Slow down and do it all by hand.
Recursive self-improvement is for machines, not humans! Velocity in research is measured as the speed at which you discover you are wrong, so slow the hell down! Being slow is not a weakness; it’s rigorous! Ask an AI Agent to monitor my training runs, are you crazy? Bad research means you should launch every run by hand and have the results buried in a random tmux session you will never find again. Are you trying to improve reproducibility for others? That will only kill the vibes. If your result cannot be reproduced, it adds a sense of “mystique” to things.
You should refuse to waste even a single day on tooling. Tooling is engineering, not research! Engineering is much less important than the question. Writing SLURM batch jobs is beneath the idea guy, beneath you. Reading raw data yourself is what people do when they aren’t paying for a Super Max Pro 200x account to code more. Finding benchmarking fails and sorting things is unglamorous — who are you, Florian Brand? You got into AI because it’s glamorous, and data is for the peasants. Understanding your data is likely to lead to hard work and good research, so avoid grokking it at all costs.
Perfect faking it, and catch me if you can
And here is the final skill there is to learn — the one finger death punch of doing bad research — your social media post is the final deliverable, papers are meant for screenshots, and no one can tell the difference between someone who did good research and someone who vibe-coded their thesis this afternoon.
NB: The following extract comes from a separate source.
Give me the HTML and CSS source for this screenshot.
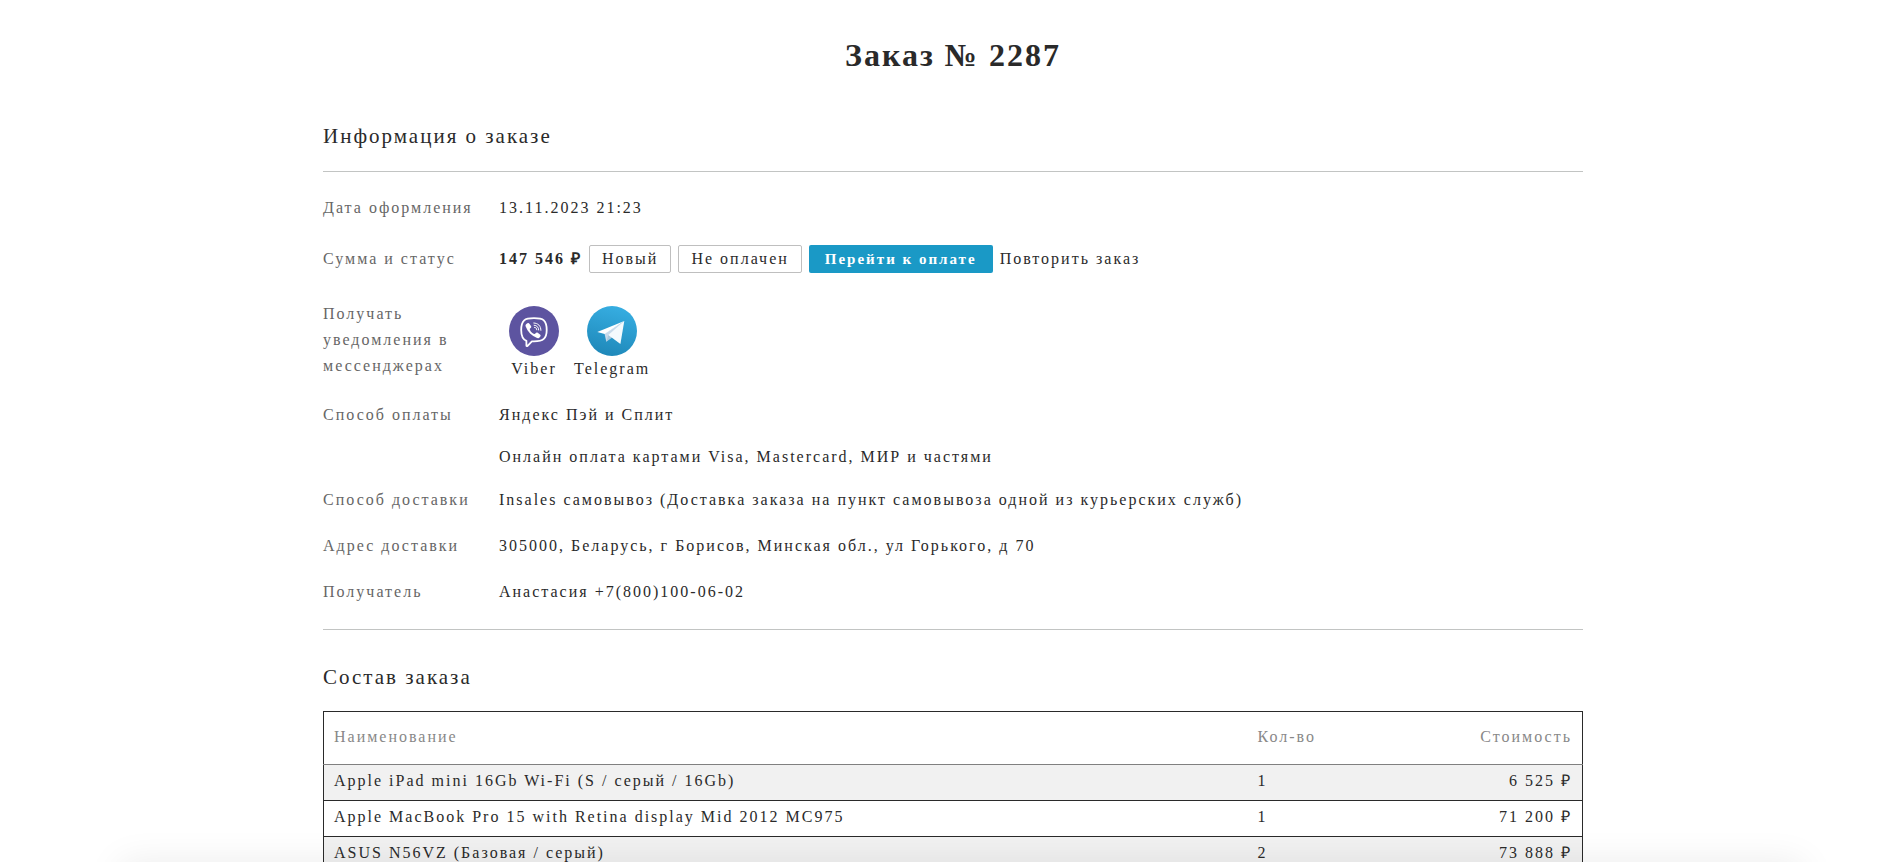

Trying to earn credentials like a PhD is a huge waste of time. It will take you something approaching a decade in graduate school, which is a whole lotta time not queuing up for gatcha games. What’s an affiliation? It’s just a line of text. Results are just pretty plots, not new ideas. Adopting the persona and lying works because your audience wants to hear these things. The only way someone could ever find out is if they bothered to check. Thankfully, (mercifully), folks don’t do that. They nod, bookmark, and scroll on.
Did you get the joke yet?
If you’ve read this far, then you probably got the joke, but just in case you didn’t, here is the punchline: a vanishingly small amount of bad research comes from people being dumb. Bad research happens when you (a beautiful and deeply empathetic person who cares about doing great work) have what is genuinely a very reasonable desire to never be wrong in front of other people. Personal growth is hard, and the reality is that failure is not optional. Everything I talked about in this high-effort shitpost is just a way for you to make an early exit and avoid personal growth. What stinks about research, though, is that fighting against that feeling is pretty much your whole ass job. Science is a social-technical system that requires people to communicate, collaborate, and even engage in conflict. Research is about finding out, in public, that someone (maybe you) was wrong, and then making sure everyone is a little less wrong next time. If you do your best to fuck around but avoid finding out, then you and the rest of society will never discover what truth was.
The TLDR for people who want to do bad research:
You should work just hard enough to look kinda like a researcher without ever having to do any real research. If your metric is maximizing social media attention, the optimal game move is to drop the personal growth part of the research and just criticize others. Putting on the AI researcher persona is very cheap, and there’s a huge online audience begging for slop.
Most of the time, faking your accomplishments and lying works because people don’t check. Unless someone has a few hours in their afternoon and decides to scratch the surface. But the best thing about this whole genre of low-effort motivational slop is that people no longer check citations.
So my advice to anyone looking to do poor-quality, low-impact research: stop working on being a better human and focus on posting more on social media.